How many times have you left a conference and felt like you could have gotten the same information from a blog post? If that has been your experience, you have been going to the wrong events. The right Executive Assistant conference does something a blog post or online course cannot: it puts you in a room with people who understand your exact challenges, and it creates the kind of unscripted conversations that change how you think about your career.
The Executive Assistant conference scene has grown significantly in the last few years. There are now large national summits, niche regional workshops, virtual events, and everything in between. That variety is good, but it also makes choosing where to spend your time and your employer’s budget more difficult. Here is how to think about it.
What a Good Conference Actually Does for You
Before diving into specific events, it is worth being clear about what you should expect from a conference.
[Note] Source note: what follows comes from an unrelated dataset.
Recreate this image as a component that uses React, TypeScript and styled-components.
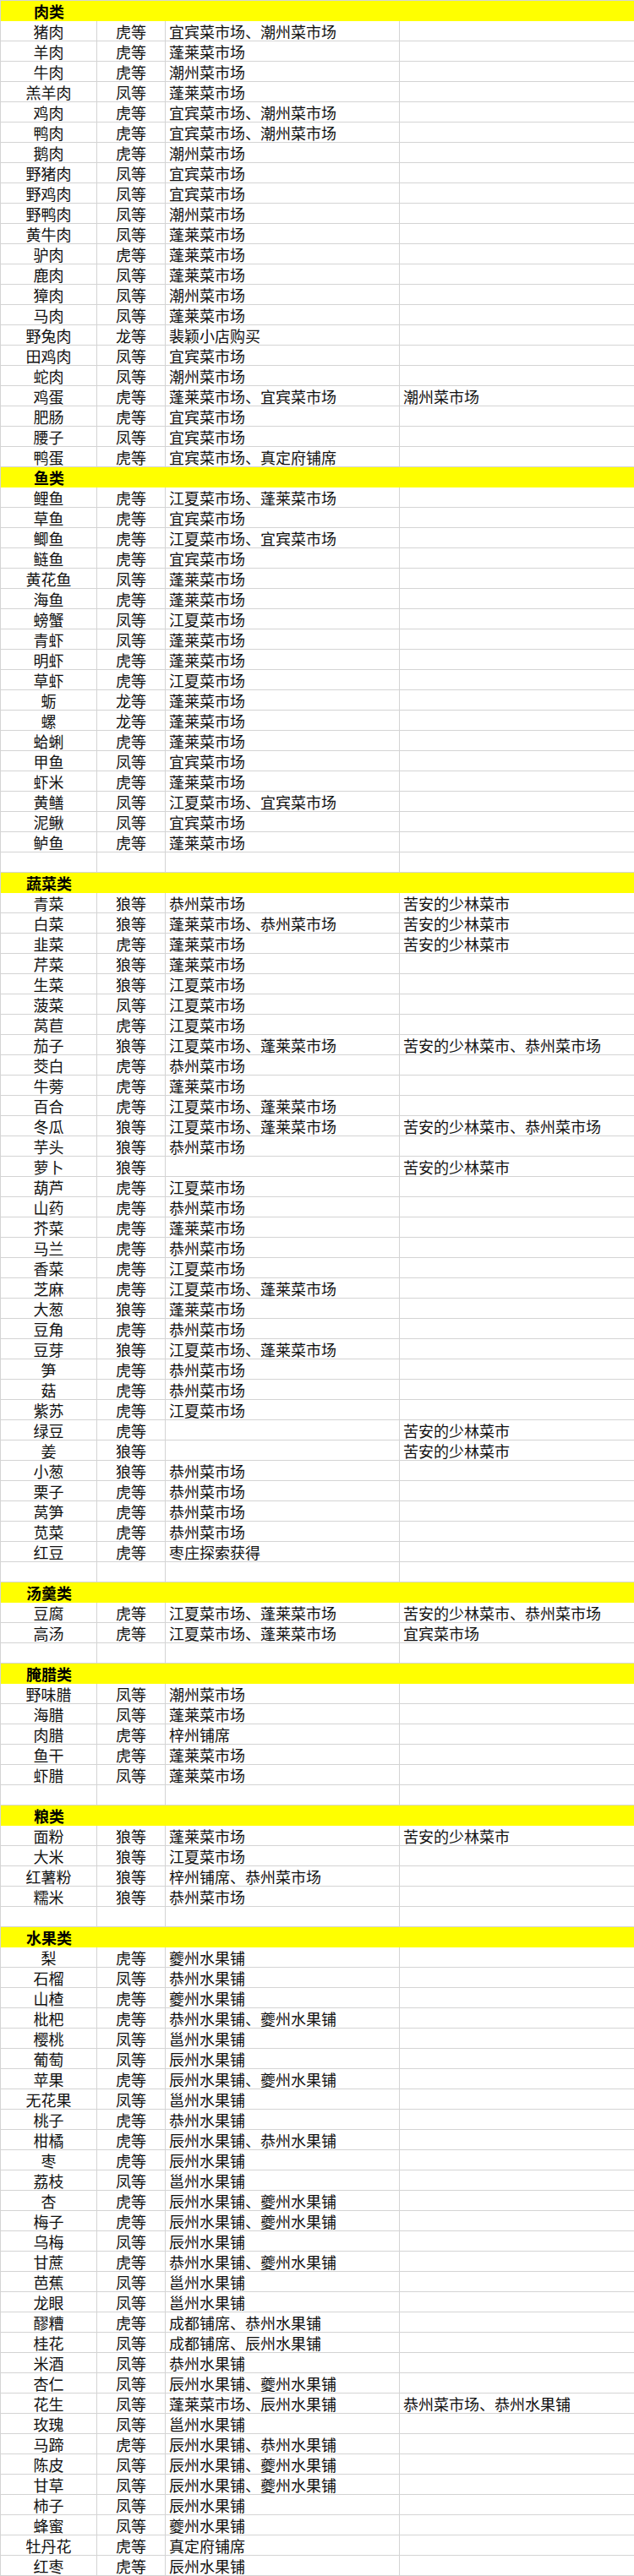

A good Executive Assistant event delivers on at least three of these five things:
- Practical skills you can implement the week you return to work
- Connections with peers who face similar challenges and can become a long-term support network
- Exposure to how Executive Assistants operate in different industries, company sizes, and organizational structures
- Access to speakers and leaders who have done the work, not just people who coach others about the work
- A reset on your perspective, the kind of energy that comes from being surrounded by people who take this profession as seriously as you do
If an event’s agenda is heavy on vendor pitches and light on practitioner-led content, that is a red flag. The best conferences are built by people who understand the Executive Assistant role from the inside, not by event companies chasing a market segment.
Types of Events Worth Your Time
Large National and International Conferences
These are the flagship events, typically attracting 500 to 3,000 attendees, running two to four days, and offering a packed agenda of keynotes, breakout sessions, networking events, and vendor exhibitions. They tend to be held in major cities and often rotate locations year to year.
What they are best for: broad exposure, large-scale networking, and keynote speakers who bring perspectives from outside the Executive Assistant world (leadership experts, communication specialists, industry CEOs). If you are early in your career and have never attended a professional conference, one of these events is a strong first choice because the scale means you will find sessions relevant to your specific situation no matter what it is.
The trade-off: large events can feel overwhelming, and the breakout sessions vary in quality. You may also find that the content stays fairly general to appeal to the broadest audience. If you are a senior Executive Assistant looking for advanced, role-specific depth, a smaller event might serve you better.
Specialized Workshops and Masterclasses
These are typically one or two-day events focused on a specific skill area: advanced calendar strategy, executive communication, project management for assistants, technology tools, or career advancement. They are smaller (20 to 100 attendees) and more hands-on.
What they are best for: deep-dive learning in a specific area where you want to grow. The small group size means more interaction with the facilitator, more personalized feedback, and more meaningful connections with fellow attendees. If you already know the area you want to develop, a targeted workshop often delivers more value per dollar than a multi-day conference.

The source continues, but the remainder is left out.